The request: Extract, from the listing that follows, each line containing the word "React".

----

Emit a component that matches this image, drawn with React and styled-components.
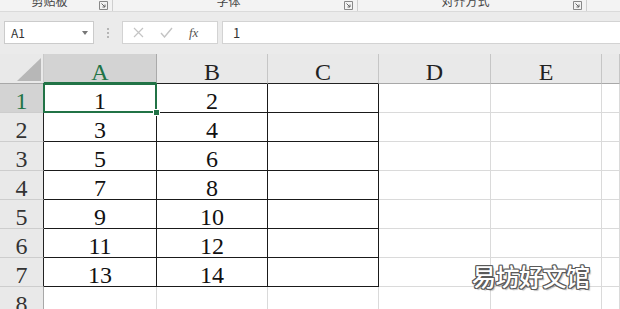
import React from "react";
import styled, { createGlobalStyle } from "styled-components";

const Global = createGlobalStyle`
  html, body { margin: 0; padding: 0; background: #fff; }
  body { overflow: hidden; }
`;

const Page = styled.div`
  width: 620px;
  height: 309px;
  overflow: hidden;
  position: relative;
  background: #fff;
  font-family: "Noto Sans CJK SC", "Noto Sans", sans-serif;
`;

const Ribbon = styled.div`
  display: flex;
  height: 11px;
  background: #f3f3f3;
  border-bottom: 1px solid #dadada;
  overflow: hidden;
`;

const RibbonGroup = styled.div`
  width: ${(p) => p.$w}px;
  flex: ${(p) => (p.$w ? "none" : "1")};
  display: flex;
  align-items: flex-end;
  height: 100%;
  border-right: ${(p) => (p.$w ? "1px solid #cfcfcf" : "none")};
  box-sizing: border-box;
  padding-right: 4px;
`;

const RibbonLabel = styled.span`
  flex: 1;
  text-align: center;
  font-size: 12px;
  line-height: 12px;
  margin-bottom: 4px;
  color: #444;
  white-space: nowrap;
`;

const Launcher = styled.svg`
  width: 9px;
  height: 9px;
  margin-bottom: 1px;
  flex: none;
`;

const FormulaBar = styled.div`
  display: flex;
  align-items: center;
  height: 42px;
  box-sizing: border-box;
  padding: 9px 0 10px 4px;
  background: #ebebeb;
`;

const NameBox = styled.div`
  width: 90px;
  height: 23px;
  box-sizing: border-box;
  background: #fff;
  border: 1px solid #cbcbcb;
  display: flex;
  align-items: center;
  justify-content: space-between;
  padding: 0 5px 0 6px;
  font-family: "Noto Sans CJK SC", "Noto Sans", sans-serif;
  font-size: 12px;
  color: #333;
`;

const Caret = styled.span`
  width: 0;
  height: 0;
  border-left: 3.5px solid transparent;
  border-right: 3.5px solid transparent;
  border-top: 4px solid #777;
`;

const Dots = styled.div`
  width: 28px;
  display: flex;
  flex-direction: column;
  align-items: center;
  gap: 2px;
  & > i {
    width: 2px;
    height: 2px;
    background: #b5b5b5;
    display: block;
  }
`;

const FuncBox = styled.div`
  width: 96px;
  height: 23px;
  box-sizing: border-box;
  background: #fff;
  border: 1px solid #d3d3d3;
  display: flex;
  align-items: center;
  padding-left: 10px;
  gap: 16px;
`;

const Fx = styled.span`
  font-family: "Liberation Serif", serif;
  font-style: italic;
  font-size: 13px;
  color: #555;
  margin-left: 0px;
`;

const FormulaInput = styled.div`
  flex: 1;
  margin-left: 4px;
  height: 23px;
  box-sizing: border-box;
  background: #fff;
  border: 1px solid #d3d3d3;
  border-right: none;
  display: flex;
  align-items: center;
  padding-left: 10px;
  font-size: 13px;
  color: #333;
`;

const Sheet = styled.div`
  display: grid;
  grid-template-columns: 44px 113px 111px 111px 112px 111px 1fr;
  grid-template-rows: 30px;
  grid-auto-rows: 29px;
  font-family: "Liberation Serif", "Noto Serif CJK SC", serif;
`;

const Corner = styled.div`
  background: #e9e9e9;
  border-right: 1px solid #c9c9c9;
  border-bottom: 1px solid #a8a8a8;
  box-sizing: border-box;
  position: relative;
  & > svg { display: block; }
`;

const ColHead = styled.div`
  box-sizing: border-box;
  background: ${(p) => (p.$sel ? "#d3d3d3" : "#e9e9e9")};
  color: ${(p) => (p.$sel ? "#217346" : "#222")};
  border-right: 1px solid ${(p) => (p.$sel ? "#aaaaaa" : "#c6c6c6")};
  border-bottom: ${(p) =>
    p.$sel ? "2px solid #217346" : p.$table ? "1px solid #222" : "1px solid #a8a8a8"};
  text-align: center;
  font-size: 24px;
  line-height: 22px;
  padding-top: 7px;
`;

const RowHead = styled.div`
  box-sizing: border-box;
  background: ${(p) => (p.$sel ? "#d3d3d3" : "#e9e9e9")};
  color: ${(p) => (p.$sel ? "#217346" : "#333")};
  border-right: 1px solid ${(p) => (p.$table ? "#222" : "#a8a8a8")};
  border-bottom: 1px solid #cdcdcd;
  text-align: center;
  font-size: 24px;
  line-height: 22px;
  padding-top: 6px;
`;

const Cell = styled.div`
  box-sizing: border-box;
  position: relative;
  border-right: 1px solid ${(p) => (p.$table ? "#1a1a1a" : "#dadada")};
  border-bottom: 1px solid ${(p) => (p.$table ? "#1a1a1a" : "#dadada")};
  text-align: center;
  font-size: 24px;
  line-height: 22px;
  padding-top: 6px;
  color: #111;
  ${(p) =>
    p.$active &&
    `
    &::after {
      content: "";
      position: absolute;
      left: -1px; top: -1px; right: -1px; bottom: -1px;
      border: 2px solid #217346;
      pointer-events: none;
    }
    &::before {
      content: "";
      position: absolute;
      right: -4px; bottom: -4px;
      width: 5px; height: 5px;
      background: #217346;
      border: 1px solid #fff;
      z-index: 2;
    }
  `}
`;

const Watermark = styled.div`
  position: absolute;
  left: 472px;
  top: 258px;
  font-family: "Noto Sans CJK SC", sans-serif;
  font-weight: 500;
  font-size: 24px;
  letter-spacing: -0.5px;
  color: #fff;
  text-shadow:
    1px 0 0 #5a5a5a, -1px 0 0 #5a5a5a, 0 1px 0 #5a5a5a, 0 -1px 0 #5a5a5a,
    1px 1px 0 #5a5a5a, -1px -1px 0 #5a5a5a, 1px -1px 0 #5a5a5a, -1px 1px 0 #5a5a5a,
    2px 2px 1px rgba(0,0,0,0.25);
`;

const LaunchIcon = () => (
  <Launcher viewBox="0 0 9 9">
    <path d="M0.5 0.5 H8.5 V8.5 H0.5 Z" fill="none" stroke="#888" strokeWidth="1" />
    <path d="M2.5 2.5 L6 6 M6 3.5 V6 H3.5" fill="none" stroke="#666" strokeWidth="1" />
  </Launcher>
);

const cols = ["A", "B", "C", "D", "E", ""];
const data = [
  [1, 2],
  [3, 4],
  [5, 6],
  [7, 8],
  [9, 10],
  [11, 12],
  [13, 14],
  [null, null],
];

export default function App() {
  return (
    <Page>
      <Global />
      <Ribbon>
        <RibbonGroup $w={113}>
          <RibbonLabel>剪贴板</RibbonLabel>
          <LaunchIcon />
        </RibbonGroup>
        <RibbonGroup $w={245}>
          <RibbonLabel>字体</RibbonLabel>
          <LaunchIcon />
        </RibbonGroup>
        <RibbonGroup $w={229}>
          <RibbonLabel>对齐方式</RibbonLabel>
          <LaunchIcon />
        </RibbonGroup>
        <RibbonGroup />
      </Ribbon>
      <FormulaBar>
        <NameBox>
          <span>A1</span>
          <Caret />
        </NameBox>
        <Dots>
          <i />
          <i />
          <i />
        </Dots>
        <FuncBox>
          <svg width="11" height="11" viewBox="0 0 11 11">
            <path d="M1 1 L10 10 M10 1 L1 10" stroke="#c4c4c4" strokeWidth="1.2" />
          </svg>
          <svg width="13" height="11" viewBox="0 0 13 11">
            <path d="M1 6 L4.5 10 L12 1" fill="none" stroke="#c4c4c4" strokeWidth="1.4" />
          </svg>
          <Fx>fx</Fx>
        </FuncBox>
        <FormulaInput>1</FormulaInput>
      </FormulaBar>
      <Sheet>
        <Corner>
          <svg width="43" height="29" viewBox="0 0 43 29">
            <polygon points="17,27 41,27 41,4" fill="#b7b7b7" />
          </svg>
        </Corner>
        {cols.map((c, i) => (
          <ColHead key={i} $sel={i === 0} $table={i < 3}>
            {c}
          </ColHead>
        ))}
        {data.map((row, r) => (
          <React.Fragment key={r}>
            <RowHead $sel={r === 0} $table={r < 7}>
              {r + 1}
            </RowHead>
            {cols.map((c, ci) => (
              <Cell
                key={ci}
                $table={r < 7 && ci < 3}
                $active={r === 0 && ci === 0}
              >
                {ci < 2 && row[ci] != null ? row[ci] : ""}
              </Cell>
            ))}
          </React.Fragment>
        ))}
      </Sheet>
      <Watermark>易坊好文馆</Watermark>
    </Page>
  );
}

----

Solution to this exercise:
Emit a component that matches this image, drawn with React and styled-components.
import React from "react";
          <React.Fragment key={r}>
          </React.Fragment>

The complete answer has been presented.